I had a call today from someone planning a prayer session for rain, which would include the local schools. The question: to go ahead or not? Right now, it's not just people that are confused but the plants are confused. The roses are blooming and young couples are looking at each other like they're in love. It's been that kind of weather -- after a relatively cool period it's been no-jacket weather (even in Jerusalem).
However, after another warm day on Friday, a front will arrive early Shabbat morning Temperatures should fall on blustery northwesterly winds and moisture will arrive late Motzei Shabbat. The storm will pass east of Cyprus and then north of us on Monday, bringing substantial (10s of mm of) rain from north to south, with rain amounts generally increasing from south central Israel to the far north.
The cool weather should last into mid-week and then temperatures should turn milder. Yet, another storm appears to be brewing for the end of the year. Right now, there seems to be no possibility of any frozen precipitation with this end of the year storm, and it is not yet forecast to be as strong as the one we're expecting early next week.
So, to go ahead with the prayers for rain? What would you do?

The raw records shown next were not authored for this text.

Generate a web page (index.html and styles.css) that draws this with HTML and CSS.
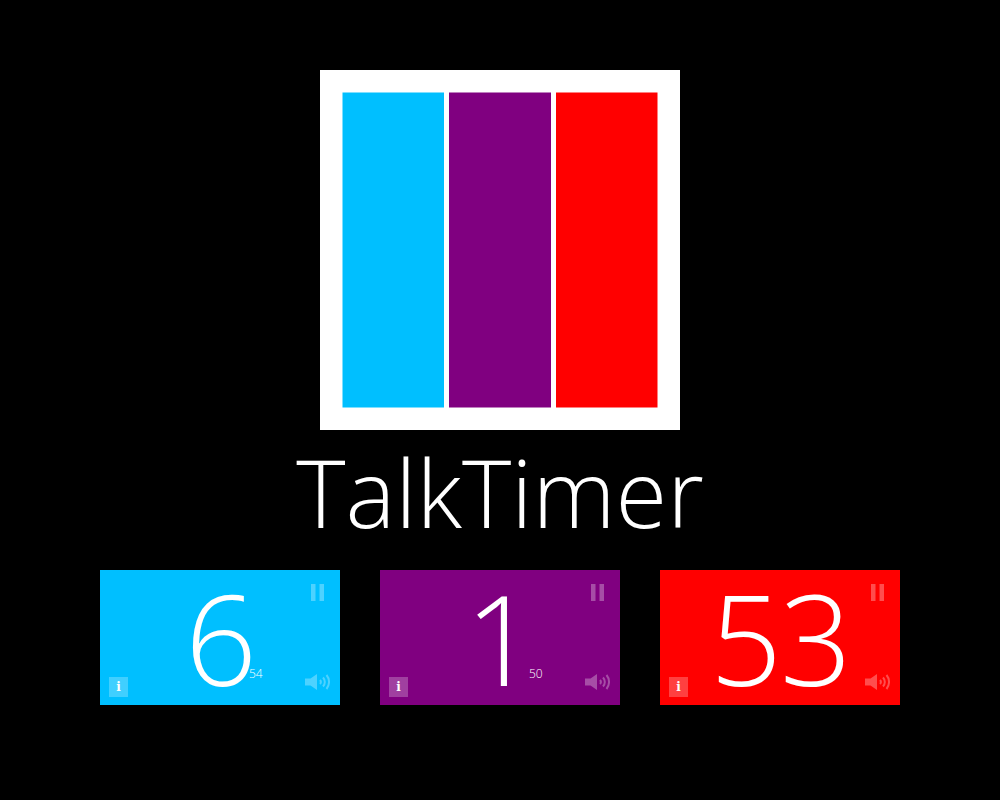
FILE: index.html
```html
<!DOCTYPE html>
<html lang="en">
<head>
    <meta charset="UTF-8">
    <title>TalkTimer</title>
    <link rel="stylesheet" href="styles.css">
</head>
<body>

    <svg class="logo" viewBox="0 0 360 360">
        <rect width="360" height="360" fill="#fff"/>
        <rect x="22.5" y="22.5" width="101.5" height="315" fill="#00bfff"/>
        <rect x="129" y="22.5" width="102" height="315" fill="#800080"/>
        <rect x="236" y="22.5" width="101.5" height="315" fill="#f00"/>
    </svg>

    <h1 class="title">TalkTimer</h1>

    <div class="tiles">
        <div class="tile blue">
            <div class="time"><span class="big">6</span><span class="small">54</span></div>
            <svg class="pause" viewBox="0 0 13 17"><path d="M0 0h4.5v17H0zM8.5 0H13v17H8.500z"/></svg>
            <span class="info">i</span>
            <svg class="sound" viewBox="0 0 25 16"><path d="M0 4.500h5.500L12 0v16l-6.500-4.500H0z"/><path class="wave" d="M15 6a3 3 0 0 1 0 4M18 3.500a6.500 6.500 0 0 1 0 9M21.500 1a11 11 0 0 1 0 14"/></svg>
        </div>
        <div class="tile purple">
            <div class="time"><span class="big">1</span><span class="small">50</span></div>
            <svg class="pause" viewBox="0 0 13 17"><path d="M0 0h4.500v17H0zM8.500 0H13v17H8.500z"/></svg>
            <span class="info">i</span>
            <svg class="sound" viewBox="0 0 25 16"><path d="M0 4.500h5.500L12 0v16l-6.500-4.500H0z"/><path class="wave" d="M15 6a3 3 0 0 1 0 4M18 3.500a6.500 6.500 0 0 1 0 9M21.500 1a11 11 0 0 1 0 14"/></svg>
        </div>
        <div class="tile red">
            <div class="time"><span class="big">53</span></div>
            <svg class="pause" viewBox="0 0 13 17"><path d="M0 0h4.500v17H0zM8.500 0H13v17H8.500z"/></svg>
            <span class="info">i</span>
            <svg class="sound" viewBox="0 0 25 16"><path d="M0 4.500h5.500L12 0v16l-6.500-4.500H0z"/><path class="wave" d="M15 6a3 3 0 0 1 0 4M18 3.500a6.500 6.500 0 0 1 0 9M21.500 1a11 11 0 0 1 0 14"/></svg>
        </div>
    </div>

</body>
</html>
```

FILE: styles.css
```css
body {
    margin: 0;
    height: 800px;
    overflow: hidden;
    padding-top: 70px;
    box-sizing: border-box;
    background-color: #000;
    color: #fff;
    font-family: "Open Sans", "Noto Sans", sans-serif;
    font-weight: 350;
    display: flex;
    flex-direction: column;
    align-items: center;
}
.blue {
    background-color: #00bfff;
}
.purple {
    background-color: #800080;
}
.red {
    background-color: #f00;
}
.logo {
    display: block;
    width: 360px;
    height: 360px;
}
.title {
    margin: 0;
    height: 140px;
    font-size: 94px;
    font-weight: 350;
    line-height: 124px;
}
.tiles {
    display: flex;
    gap: 40px;
}
.tile {
    position: relative;
    width: 240px;
    height: 135px;
    overflow: hidden;
}
.time {
    display: flex;
    justify-content: center;
    height: 135px;
}
.big {
    font-size: 126px;
    letter-spacing: -2px;
    line-height: 135px;
}
.small {
    position: absolute;
    left: 149px;
    top: 96px;
    font-size: 12px;
    line-height: 16px;
    font-weight: 300;
}
.pause {
    position: absolute;
    top: 14px;
    right: 16px;
    width: 13px;
    height: 17px;
    fill: rgba(255, 255, 255, 0.3);
}
.sound {
    position: absolute;
    right: 10px;
    bottom: 15px;
    width: 25px;
    height: 16px;
    fill: rgba(255, 255, 255, 0.3);
}
.wave {
    fill: none;
    stroke: rgba(255, 255, 255, 0.3);
    stroke-width: 2;
}
.info {
    position: absolute;
    left: 9px;
    bottom: 8px;
    width: 19px;
    height: 20px;
    background-color: rgba(255, 255, 255, 0.25);
    font-family: "DejaVu Serif", serif;
    font-size: 12px;
    font-weight: 700;
    line-height: 21px;
    text-align: center;
}
```
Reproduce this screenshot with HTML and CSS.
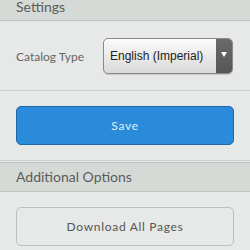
FILE: index.html
```html
<!DOCTYPE html>
<html>

<head>
    <meta charset="UTF-8" />
    <meta name="viewport" content="width=device-width" />
    <title>Settings</title>
    <link rel="stylesheet" href="styles.css">
</head>

<body>
    <h2 class="section-title first">Settings</h2>

    <div class="row field">
        <label for="catalog">Catalog Type</label>
        <div class="select" id="catalog">
            <span class="select-value">English (Imperial)</span>
            <span class="select-arrow"></span>
        </div>
    </div>

    <div class="row">
        <button class="btn btn-primary">Save</button>
    </div>

    <h2 class="section-title">Additional Options</h2>

    <div class="row last">
        <button class="btn btn-default">Download All Pages</button>
    </div>
</body>

</html>
```

FILE: styles.css
```css
body {
    margin: 0;
    background: #e6e9e7;
    font-family: "Lato", sans-serif;
    color: #555;
    overflow: hidden;
}

.section-title {
    margin: 0;
    height: 28px;
    padding-left: 16px;
    background: #d6dad7;
    border-top: 1px solid #bcc4c0;
    border-bottom: 1px solid #bcc4c0;
    font-size: 14px;
    font-weight: normal;
    line-height: 28px;
    color: #5a5d5b;
}

.section-title.first {
    height: 27px;
    line-height: 27px;
    margin-top: -7px;
    border-top: none;
}

.row {
    padding: 15px 16px 15px;
    border-bottom: 1px solid #c9cfcb;
    margin-bottom: 1px;
}

.row.last {
    border-bottom: none;
}

.field {
    display: flex;
    align-items: center;
    padding-top: 17px;
    padding-bottom: 16px;
    margin-bottom: 0;
}

.field label {
    width: 87px;
    flex-shrink: 0;
    font-size: 12px;
    color: #666;
}

.select {
    display: flex;
    flex-shrink: 0;
    width: 130px;
    height: 36px;
    box-sizing: border-box;
    border: 1px solid #8a8a8a;
    border-radius: 5px;
    overflow: hidden;
    background: linear-gradient(#fbfbfb, #d9d9d9);
    box-shadow: 0 1px 1px rgba(0, 0, 0, 0.15);
}

.select-value {
    flex: 1;
    padding-left: 6px;
    font-family: "Liberation Sans", sans-serif;
    font-size: 12px;
    line-height: 34px;
    color: #222;
}

.select-arrow {
    position: relative;
    width: 16px;
    background: linear-gradient(#6a6a6a, #565656);
}

.select-arrow::after {
    content: "";
    position: absolute;
    top: 13px;
    left: 5px;
    border-left: 3px solid transparent;
    border-right: 3px solid transparent;
    border-top: 5px solid #fff;
}

.btn {
    display: block;
    width: 100%;
    height: 39px;
    border-radius: 5px;
    font-family: "Lato", sans-serif;
    font-size: 12px;
    letter-spacing: 0.7px;
    cursor: pointer;
}

.btn-primary {
    background: #2a8bdb;
    border: 1px solid #2067a8;
    color: #e4eef8;
}

.btn-default {
    background: #e6e9e7;
    border: 1px solid #b6c2bd;
    color: #555;
}
```
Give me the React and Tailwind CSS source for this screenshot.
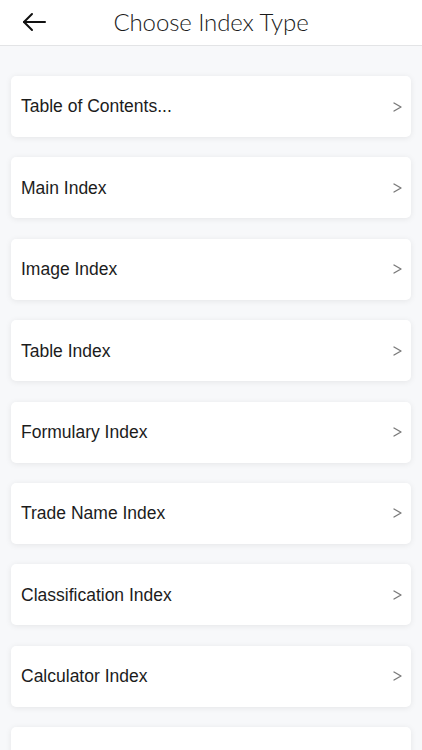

In fact, these type of existential questions also apply to where to dine out. You see, finding a restaurant to eat out is full of peril. For instance, we just completed a promotional event for our new total lightning network. We stayed at the David Intercontinental Hotel in Tel-Aviv for a night, and had dinner at one of the in-house restaurants. It was fine-dining with excellent service, in a quiet and relaxed atmosphere. The problem? The food was nicely presented on a big plate, decorated with fancy sauces -- but the portions were tiny. This is because the bigger the plate the smaller the amount of food served. In fact, years ago my wife felt so sorry for me she gave me part of her portion.
The last time this happened (years ago), the manager asked us how was the food. When we said quite tasty but that the portions were too small, he said we should have asked for more. We live in a strange country!
In contrast, we also ate at a steak house (Tzidkahu) in Talpiot, Jerusalem. Here, the waiters bring a million different salads and enough food to take home, and the plates although large are not too, too large. One goes home a bit frazzled from the commotion and music, but one goes home full.
Of course, I am thankful to have any food to eat. Still, I'd like to combine a big meal with a relaxed atmosphere -- but rarely do we ever really get everything we want. The next morning, I ate a big breakfast.